To scale to a million processes, the team created a new all-to-all communication algorithm called “the three-hop,” which means each application can only send to a small number of servers. But those servers can forward the message to another server if needed.
“In this way, every application can send to every server at the cost of taking three hops to do so, and every process only needs to be able to communicate with a much smaller number of total processors,” he says. “This is a classic scalability tradeoff: We make the common case of sending a message a little slower and a little more complicated. But in return we can scale this technique up to a million processes.”
Despite a lot of foundational work showing why metadata systems were never going to manage trillions of files or operate on thousands of compute nodes, in DeltaFS Settlemyer and colleagues designed and built a scalable metadata service that can indeed achieve that scale.

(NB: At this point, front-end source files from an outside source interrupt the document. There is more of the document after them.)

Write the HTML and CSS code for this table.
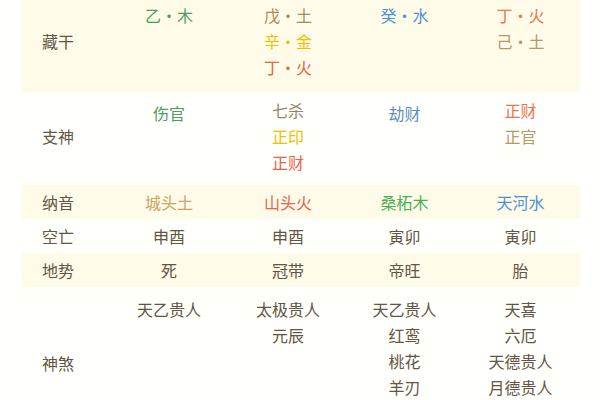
FILE: index.html
```html
<!DOCTYPE html>
<html lang="zh">
<head>
<meta charset="utf-8">
<link rel="stylesheet" href="styles.css">
</head>
<body>
<table class="chart">
  <colgroup>
    <col class="c-label"><col class="c1"><col class="c2"><col class="c3"><col class="c4">
  </colgroup>
  <tr class="row tall first yellow">
    <th>藏干</th>
    <td><div class="t-wood">乙·木</div></td>
    <td><div class="t-earth">戊·土</div><div class="t-metal">辛·金</div><div class="t-fire">丁·火</div></td>
    <td><div class="t-water">癸·水</div></td>
    <td><div class="t-fire2">丁·火</div><div class="t-earth2">己·土</div></td>
  </tr>
  <tr class="row tall white">
    <th>支神</th>
    <td><div class="t-wood single">伤官</div></td>
    <td><div class="t-grey">七杀</div><div class="t-metal">正印</div><div class="t-fire">正财</div></td>
    <td><div class="t-water2 single">劫财</div></td>
    <td><div class="t-fire2">正财</div><div class="t-earth2">正官</div></td>
  </tr>
  <tr class="row short yellow">
    <th>纳音</th>
    <td><div class="t-earth3">城头土</div></td>
    <td><div class="t-fire">山头火</div></td>
    <td><div class="t-wood2">桑柘木</div></td>
    <td><div class="t-water">天河水</div></td>
  </tr>
  <tr class="row short white">
    <th>空亡</th>
    <td>申酉</td>
    <td>申酉</td>
    <td>寅卯</td>
    <td>寅卯</td>
  </tr>
  <tr class="row short yellow">
    <th>地势</th>
    <td>死</td>
    <td>冠带</td>
    <td>帝旺</td>
    <td>胎</td>
  </tr>
  <tr class="row shensha white">
    <th>神煞</th>
    <td><div>天乙贵人</div></td>
    <td><div>太极贵人</div><div>元辰</div></td>
    <td><div>天乙贵人</div><div>红鸾</div><div>桃花</div><div>羊刃</div></td>
    <td><div>天喜</div><div>六厄</div><div>天德贵人</div><div>月德贵人</div></td>
  </tr>
</table>
</body>
</html>
```
FILE: styles.css
```css
html, body {
  margin: 0;
  padding: 0;
  background: #fffffd;
}
body {
  font-family: "Noto Sans CJK SC", "Noto Sans", sans-serif;
  font-size: 16px;
  color: #625545;
  overflow: hidden;
}
.chart {
  border-collapse: collapse;
  margin: -3px 0 0 22px;
  table-layout: fixed;
  width: 558px;
}
.c-label { width: 88px; }
.c1 { width: 118px; }
.c2 { width: 120px; }
.c3 { width: 113px; }
.c4 { width: 119px; }

.chart th,
.chart td {
  line-height: 26px;
  padding: 0;
  text-align: center;
}
.chart th {
  font-weight: normal;
  text-align: left;
  padding-left: 20px;
  vertical-align: middle;
}
.chart td {
  vertical-align: top;
}
.yellow { background: #fefbe9; }
.white { background: #fffffc; }

.tall td, .tall th { padding-top: 5px; padding-bottom: 10px; }
.first td, .first th { padding-bottom: 12px; }
.single { padding-top: 3px; }

.short td, .short th { padding-top: 4px; padding-bottom: 4px; }
.shensha td { padding-top: 9px; padding-bottom: 38px; }
.shensha th { padding-top: 0; padding-bottom: 0; }

.t-wood { color: #4f9c62; }
.t-wood2 { color: #4aae54; }
.t-earth { color: #a48c58; }
.t-earth2 { color: #b39a68; }
.t-earth3 { color: #c9a463; }
.t-metal { color: #f0c000; }
.t-fire { color: #e6644a; }
.t-fire2 { color: #ec7650; }
.t-water { color: #4c95d0; }
.t-water2 { color: #5b8fc0; }
.t-grey { color: #958670; }
```
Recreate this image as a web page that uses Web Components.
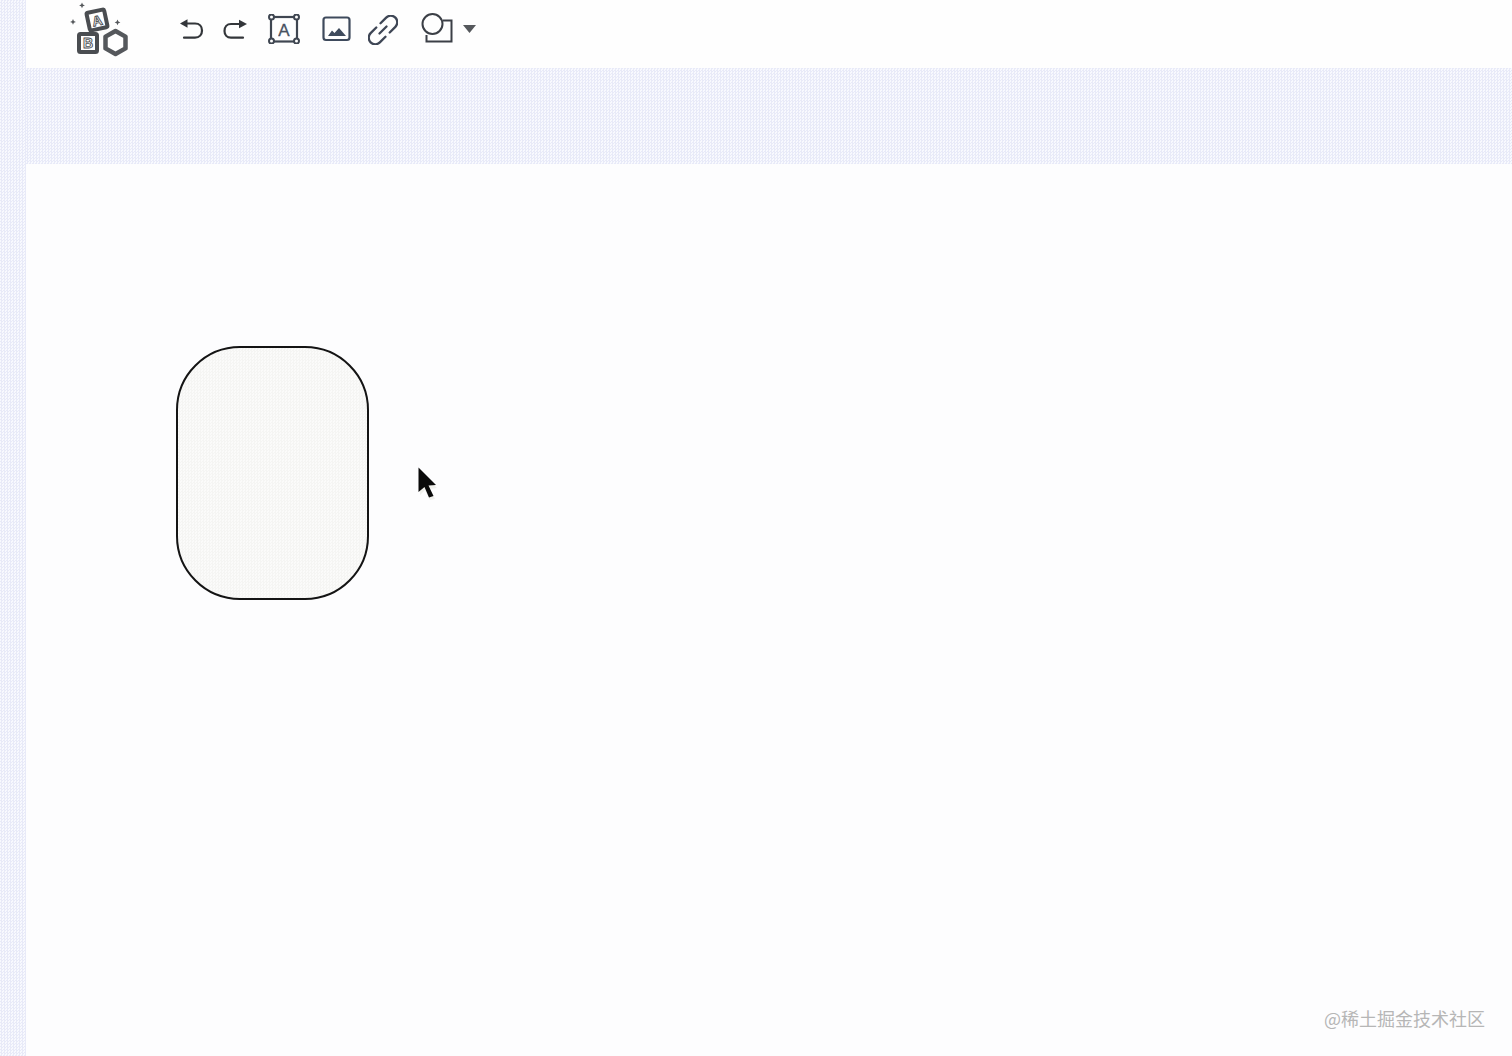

“Now that an exemplar exists that shows you can create one trillion files, the storage research community is going to explore the tradeoff space available,” he says. “I look forward to the time when a team builds a file system that can create and manage a quadrillion files. It may happen a lot sooner than we all expect.”
More broadly, DeltaFS shows how to build astonishingly fast systems at the intersection of HPC and distributed-systems research, Settlemyer says. “Interaction between these research communities is a future direction with a lot of potential.”